Growing up in the ’60s and ’70s, I was an avid reader of science fiction and fantasy. Jules Vern, Isaac Asimov, Ursula K Le Guin, Robert Heinlein, Robert Silverberg, and JRR Tolkien were some of my favourite authors. Their imagination of distant planets, life other than human, of wonderful and also terrifying places and civilizations, all at a time when we were making great leaps forward in endeavour and technology to put people into space, on the moon and to travel at supersonic speeds. This was a fervent time for those who could dream, visualize and move us toward the new millennium and the hope of a brave new world.
I remember spending time with my friends, one in particular (sadly, he passed away a few years ago), talking about what the world would be like in the year 2000 and beyond. Would we still be alive to see it and what would this world of the future hold in store for us and our future families.
Flying cars, not unlike the Jetsons, talking with each other via our watch, like Dick Tracey, cures for cancer, stations on the moon and travelling to anywhere in the world in a matter a couple of hours were the subject of many conversations. These thoughts and visions of the future were further fuelled by TV shows such as Star Trek, Lost in Space and movies like Star Wars.
We didn’t dream of social media and influencers like the Kardashians or walls both physical and metaphorical dividing countries. We didn’t talk about the rise of capitalism driving a world where every western city has become the same, has become vanilla. We didn’t dream of a world where the big leaps forward were shut down because ‘it was bad for business’. Our vision was one of building on the big things that were already being started. We didn’t talk about climate change or our need to address these issues of globalization, capitalism, terrorism or divisive rhetoric. I think we assumed in a brave new world, where knowledge and striving towards a better world, these things would be dealt with, would be non-events.
Coming into the year 2000 held so much promise, the rise of the internet, personal computers, and email. Mobile phones were moving ahead in leaps and bounds with the likes of Nokia and Motorola and we were being connected in ways we had never been connected before. Our individual worlds were becoming larger as we connected across oceans, countries, and cultures, ironically making the whole world smaller.
Along the way some things happened, sliding door moments, where events, financial markets and the drive for wealth led to shorter-term decisions and set us on the path to becoming not the ‘brave new world’ but the ‘safe new world’.

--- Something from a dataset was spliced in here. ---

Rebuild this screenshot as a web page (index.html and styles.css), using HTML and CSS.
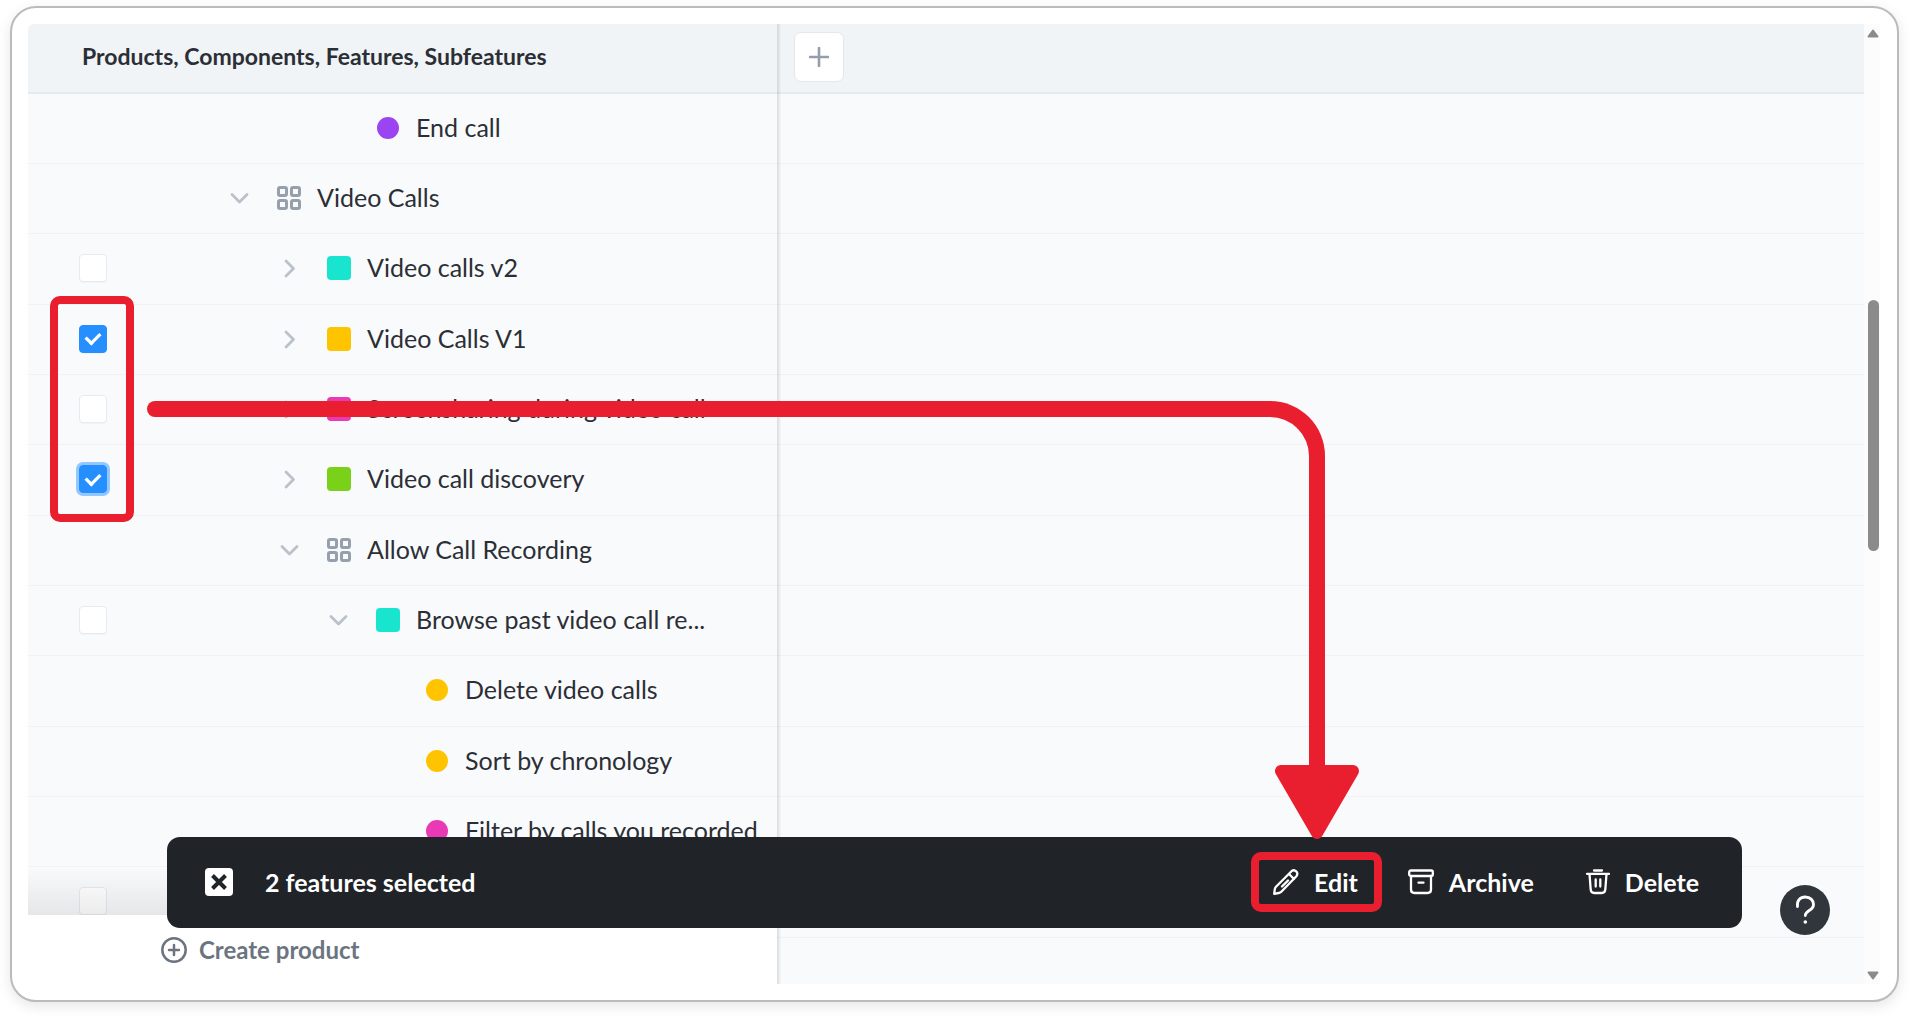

A world where our own pleasure, our own creature comforts, our own need to be financially successful have moved us and our technology towards what is good for us individually rather than what is good for us collectively. A world where some of the richest people have developed technology to support this safe new world, where being a social influencer is now a much sort after profession, where success is measured in developing apps that make life easier and more pleasurable but do nothing for the social good nor to progress us past the short term emotions and to the big things we need to be finding answers for. A world where governments hide behind safe decisions and roll out the excuses such as ‘we are doing our bit, others have to do theirs’, as against being brave and doing what needs to be done. A world where the psyche is that somebody needs to do something as long as it doesn’t affect me.
What would have the world been like had electric cars not been shut down by GM because of the impact these would have on fossil fuel revenue? What would have the world been like had we not gone after non-existent weapons of mass destruction in Iraq? What would have the world been like had we kept going with supersonic flight and improving on this? What would have the world been like had we kept sending astronauts to the moon and beyond rather than money being spent on defence?
What would have the world looked like had we taken more action on the environment when we were learning about the hole in the ozone layer? My hope for the next few decades is that we find the bravery to tackle the big things again, to redefine success based around these big brave things. To dream once again of a brave new world and give these ideas space to grow and develop and cut through the noise of capitalism and short term-ism.
To see these sliding door moments and choose more wisely than we have in the past 30 years.